Murdaugh's fear that his decade-long theft would be exposed and his desire to maintain his lofty standing in the community led him to make sure his wife and younger son were at the family's Colleton County home on June 7, 2021, so that he could kill them as part of a clever plan aided by his knowledge of how criminal cases are constructed, prosecutor Creighton Waters told jurors.
"The pressures on this man were unbearable. And they were all reaching a crescendo the day his wife and son were murdered by him," Waters said. The defense would get to sum up its case later Wednesday.
Murdaugh, 54, faces 30 years to life in prison if he is convicted of either murder count. Investigators said his 22-year-old son, Paul, was shot twice with a shotgun and his 52-year-old wife, Maggie, was shot four or five times with a rifle outside of the kennels on their property.
Jurors began the day with a visit to the crime scene, where a pool reporter said at least one of them carefully inspected the door frame of a storage closet where Paul Murdaugh was standing when he was killed.
The key piece of evidence connecting Alex Murdaugh to the killings is a video Paul Murdaugh shot from the kennels about five minutes before he last used his cellphone. It took more than a year for federal agents to hack into the young man's locked iPhone and find it.
Although the weapons used to kill the victims haven't been found, an expert testified that the markings on the bullet casings found near Maggie Murdaugh's body matched those found on casings at a shooting range on the family's property.
But there was no blood spatter or DNA linking the killings to Alex Murdaugh or anyone else, and prosecutors never laid out how they think Murdaugh could have killed his family, cleaned himself up, disposed of the clothes and weapons, and composed himself in the 15-minute window before GPS data shows he left the property to visit his ailing mother.
The prosecution's star crime scene expert said there isn't enough evidence to definitely say whether there were one or two shooters at the kennels.
Still, Waters said there is enough evidence to link the killings to the financial crimes and to Alex Murdaugh being the only person with the means and opportunity to kill his wife and son.
"As all of these pressures were mounting, the defendant killed Maggie and Paul,' Waters said, pulling out his cellphone and waving it. "The forensic timeline puts him there. The use of the family weapons collaborates it. And his lies and his guilty actions afterward confirm that."
Waters said Alex Murdaugh has been lying for years to cover up his opioid addiction and theft of money from his law firm and clients, so it would be easy to lie about being at the kennels and killing his family, and to lie while testifying in his own defense last week.
"Always having to stay one step ahead of the game. Always have to literally beg, borrow and steal for over a decade to have the truth from being exposed," Waters said.
The defense has said state agents conducted a poor investigation that focused too quickly on Alex Murdaugh and missed evidence such as fingerprints and shoe prints that could have led to the real killers.

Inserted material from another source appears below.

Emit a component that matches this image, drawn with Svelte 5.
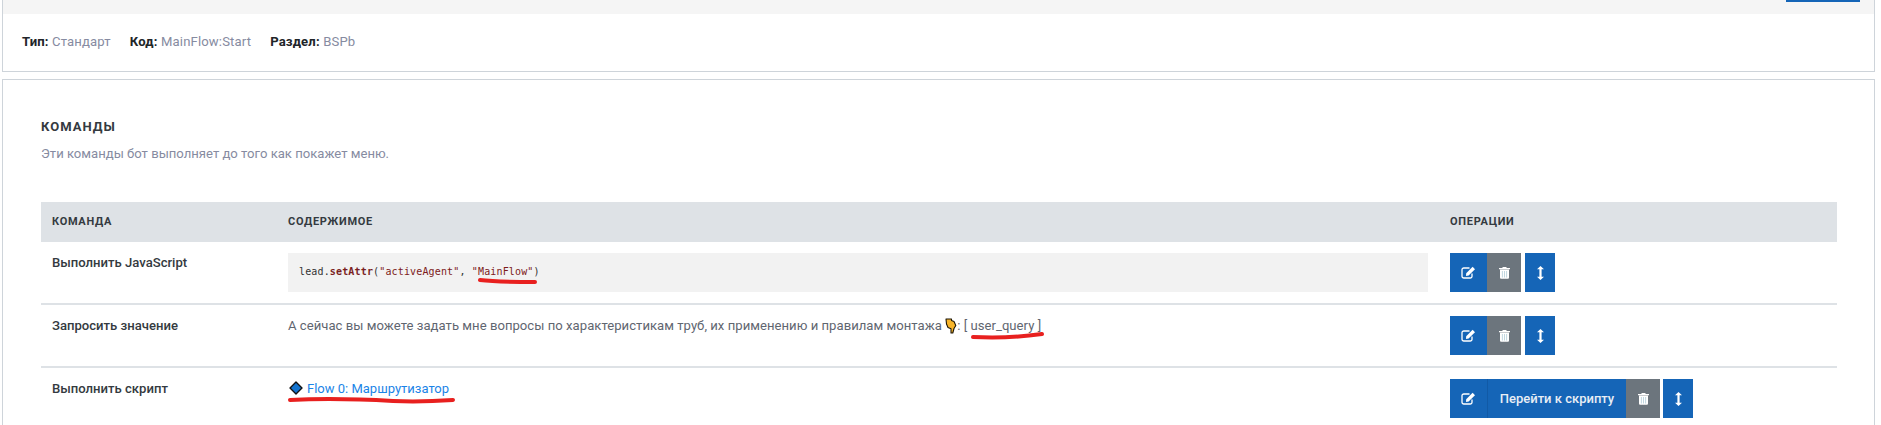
<script>
  const rows = [
    { name: 'Выполнить JavaScript', kind: 'code' },
    { name: 'Запросить значение', kind: 'query' },
    { name: 'Выполнить скрипт', kind: 'flow' }
  ];
</script>

{#snippet editIcon()}
  <svg class="ico" width="15" height="13" viewBox="0 0 15 13" aria-hidden="true">
    <path d="M11 7.5V10.2A1.8 1.8 0 0 1 9.2 12H2.8A1.8 1.8 0 0 1 1 10.2V3.8A1.8 1.8 0 0 1 2.8 2H8.5" fill="none" stroke="#fff" stroke-width="1.3"/>
    <path d="M5.2 7.2L11.6 0.8L14 3.2L7.6 9.6L5 10Z" fill="#fff"/>
  </svg>
{/snippet}

{#snippet trashIcon()}
  <svg class="ico" width="11" height="13" viewBox="0 0 11 13" aria-hidden="true">
    <path d="M3.5 2V1H7.5V2H11V3.2H0V2Z" fill="#fff"/>
    <path d="M1 3.6H10V11.5A1.2 1.2 0 0 1 8.8 12.8H2.2A1.2 1.2 0 0 1 1 11.5Z" fill="#fff"/>
    <path d="M3.4 5V11.5M5.5 5V11.5M7.6 5V11.5" stroke="#b9d3dc" stroke-width="0.9"/>
  </svg>
{/snippet}

{#snippet arrowsIcon()}
  <svg class="ico" width="7" height="14" viewBox="0 0 7 14" aria-hidden="true">
    <path d="M3.5 0L7 3.2H4.6V10.8H7L3.5 14L0 10.8H2.4V3.2H0Z" fill="#fff"/>
  </svg>
{/snippet}

<div class="page">
  <section class="card info">
    <div class="bar"><span class="bar-btn"></span></div>
    <div class="meta">
      <span><b>Тип:</b> Стандарт</span>
      <span><b>Код:</b> MainFlow:Start</span>
      <span><b>Раздел:</b> BSPb</span>
    </div>
  </section>

  <section class="card main">
    <h2>КОМАНДЫ</h2>
    <p class="sub">Эти команды бот выполняет до того как покажет меню.</p>

    <table>
      <colgroup>
        <col class="c1" /><col class="c2" /><col />
      </colgroup>
      <thead>
        <tr><th>КОМАНДА</th><th>СОДЕРЖИМОЕ</th><th>ОПЕРАЦИИ</th></tr>
      </thead>
      <tbody>
        {#each rows as row}
          <tr>
            <td class="name">{row.name}</td>
            <td>
              {#if row.kind === 'code'}
                <pre class="code">lead.<span class="fn">setAttr</span>(<span class="str">"activeAgent"</span>, <span class="str">"MainFlow"</span>)<svg class="mark m1" width="60" height="8" viewBox="0 0 60 8" aria-hidden="true"><path d="M2 3C18 5 34 5 57 5" /></svg></pre>
              {:else if row.kind === 'query'}
                <div class="text">А сейчас вы можете задать мне вопросы по характеристикам труб, их применению и правилам монтажа <svg class="hand" width="12" height="16" viewBox="0 0 12 16" aria-hidden="true"><path d="M1 1H6.5V2.5L9 3.5L10.8 7.5L9 10.5L7.8 15H6V10.8L3 9.5L1.5 6Z" fill="#f7b52c" stroke="#1c1505" stroke-width="1.1" stroke-linejoin="round"/></svg>: <span class="slot">[ user_query ]<svg class="mark m2" width="74" height="9" viewBox="0 0 74 9" aria-hidden="true"><path d="M2 6C22 7 50 6 71 3" /></svg></span></div>
              {:else}
                <a class="flow" href="#flow"><svg class="diamond" width="14" height="14" viewBox="0 0 14 14" aria-hidden="true"><path d="M7 1L13 7L7 13L1 7Z" fill="#1273cf" stroke="#111" stroke-width="1.4" stroke-linejoin="round"/></svg>Flow 0: Маршрутизатор<svg class="mark m3" width="168" height="9" viewBox="0 0 168 9" aria-hidden="true"><path d="M2 4C40 2 70 3 105 5C130 6 150 5 165 4" /></svg></a>
              {/if}
            </td>
            <td>
              <div class="ops">
                <div class="group">
                  <button class="btn edit" type="button">{@render editIcon()}</button>
                  {#if row.kind === 'flow'}
                    <button class="btn goto" type="button">Перейти к скрипту</button>
                  {/if}
                  <button class="btn del" type="button">{@render trashIcon()}</button>
                </div>
                <button class="btn move" class:wide={row.kind === 'flow'} type="button">{@render arrowsIcon()}</button>
              </div>
            </td>
          </tr>
        {/each}
      </tbody>
    </table>
  </section>
</div>

<style>
  :global(html), :global(body) {
    margin: 0;
    height: 425px;
    overflow: hidden;
    background: #fff;
  }
  .page {
    padding: 0 6px 0 2px;
    font-family: Roboto, "Liberation Sans", sans-serif;
    font-size: 13.1px;
    line-height: 20px;
    color: #868ba1;
  }
  .card {
    border: 1px solid #ced4da;
    background: #fff;
    box-sizing: border-box;
  }
  .info {
    border-top: 0;
    height: 72px;
    margin-bottom: 7px;
  }
  .bar {
    height: 14px;
    background: #f5f5f5;
    display: flex;
    justify-content: flex-end;
    padding-right: 14px;
  }
  .bar-btn {
    width: 74px;
    height: 2px;
    background: linear-gradient(90deg, #1565b7 49.5%, #115aa6 49.5%, #115aa6 50.5%, #1565b7 50.5%);
  }
  .meta {
    display: flex;
    gap: 19px;
    padding: 18px 19px 0;
    letter-spacing: 0.15px;
  }
  .meta b {
    color: #212529;
    font-weight: 700;
  }
  .main {
    height: 400px;
    padding: 37px 37px 0 38px;
  }
  h2 {
    margin: 0;
    font-size: 13px;
    line-height: 20px;
    font-weight: 700;
    letter-spacing: 1px;
    color: #343a40;
  }
  .sub {
    margin: 7px 0 0;
    line-height: 20px;
  }
  table {
    width: 100%;
    margin-top: 38px;
    border-collapse: collapse;
    table-layout: fixed;
  }
  .c1 { width: 236px; }
  .c2 { width: 1162px; }
  th {
    height: 40px;
    padding: 0 11px;
    background: #dee2e6;
    color: #343a40;
    text-align: left;
    font-size: 11px;
    font-weight: 700;
    letter-spacing: 0.7px;
  }
  td {
    padding: 11px;
    vertical-align: top;
    border-top: 2px solid #dee2e6;
    color: #5f6670;
  }
  tbody tr:first-child td { border-top: 0; }
  .name {
    color: #343a40;
    font-weight: 500;
  }
  .code {
    position: relative;
    margin: 0;
    height: 39px;
    box-sizing: border-box;
    padding: 10px 11px;
    background: #f2f2f2;
    font-family: "DejaVu Sans Mono", monospace;
    font-size: 10px;
    letter-spacing: 0.15px;
    line-height: 18px;
    color: #333;
  }
  .fn { color: #7a1f1f; font-weight: 700; }
  .str { color: #7d1a1a; }
  .text { min-height: 39px; letter-spacing: 0.03px; }
  .hand { vertical-align: -4px; }
  .slot {
    position: relative;
    color: #5f6670;
  }
  .flow {
    position: relative;
    display: inline-block;
    color: #1b84e7;
    text-decoration: none;
    font-size: 13px;
  }
  .diamond {
    vertical-align: -2px;
    margin: 0 4px 0 1px;
  }
  .mark {
    position: absolute;
    pointer-events: none;
  }
  .mark path {
    fill: none;
    stroke: #e8201f;
    stroke-width: 4;
    stroke-linecap: round;
  }
  .m1 { left: 190px; top: 24px; }
  .m2 { left: 7px; top: 13px; }
  .m3 { left: 0; top: 17px; }
  .ops {
    display: flex;
    align-items: flex-start;
    gap: 4px;
  }
  .group { display: flex; }
  .btn {
    height: 39px;
    border: 0;
    padding: 0;
    margin: 0;
    background: #1565b7;
    color: #fff;
    font-family: inherit;
    font-size: 13px;
    font-weight: 500;
    display: flex;
    align-items: center;
    justify-content: center;
  }
  .edit { width: 37px; }
  .del { width: 34px; background: #6c757d; }
  .move { width: 30px; }
  .goto {
    width: 139px;
    border-left: 1px solid #115aa6;
    box-sizing: border-box;
    color: #e8eef5;
  }
  .wide { margin-left: -1px; }
</style>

They asked for jurors to be allowed to visit the property in order to help them understand how small the storage room is where Paul Murdaugh was killed and the distance between the two bodies.

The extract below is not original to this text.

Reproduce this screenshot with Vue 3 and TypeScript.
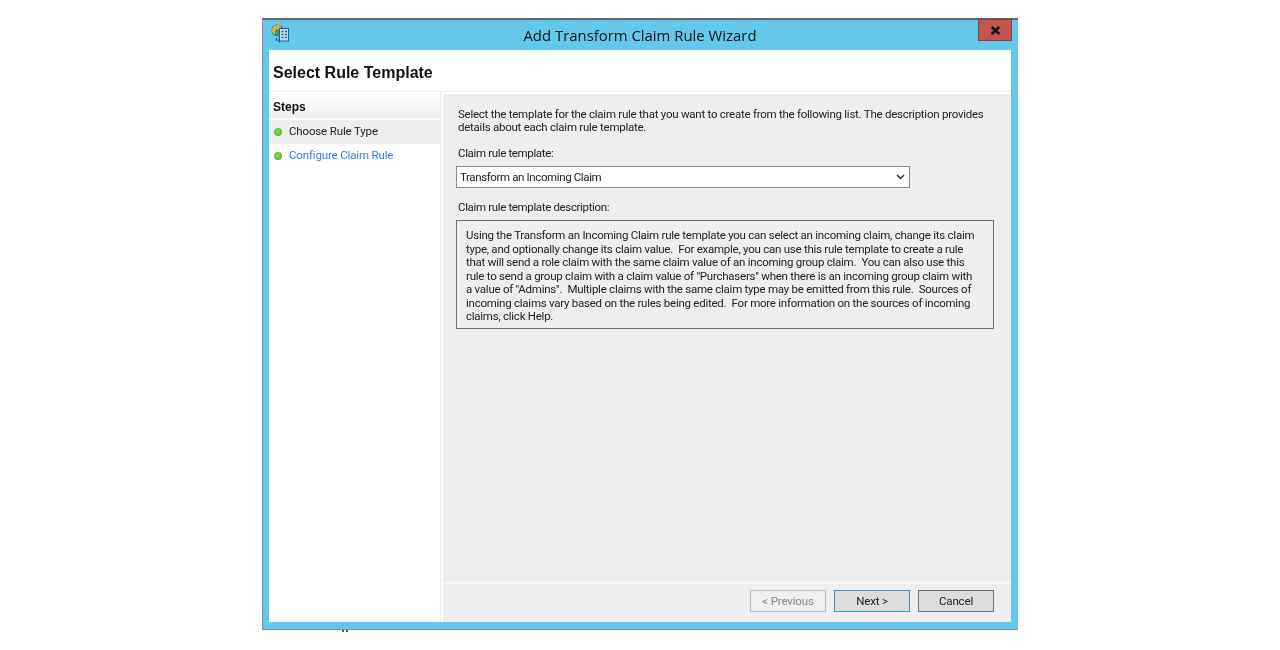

Prosecutors opposed the visit, saying the scene looks different than it did in June 2021, as trees and vegetation have grown and no one has lived on the property since the killings.
Judge Clifton Newman allowed the visit but cautioned jurors about the differences in how the property looks now. They were also cautioned to watch for snakes.
Once closing arguments are finished, the jurors will get their instructions and begin deliberating what they learned during a trial that has included more than 75 witnesses and lasted more than six weeks. They will be able to review about 800 documents, photographs, videos of police interviews of Alex Murdaugh and other exhibits while deciding on a verdict.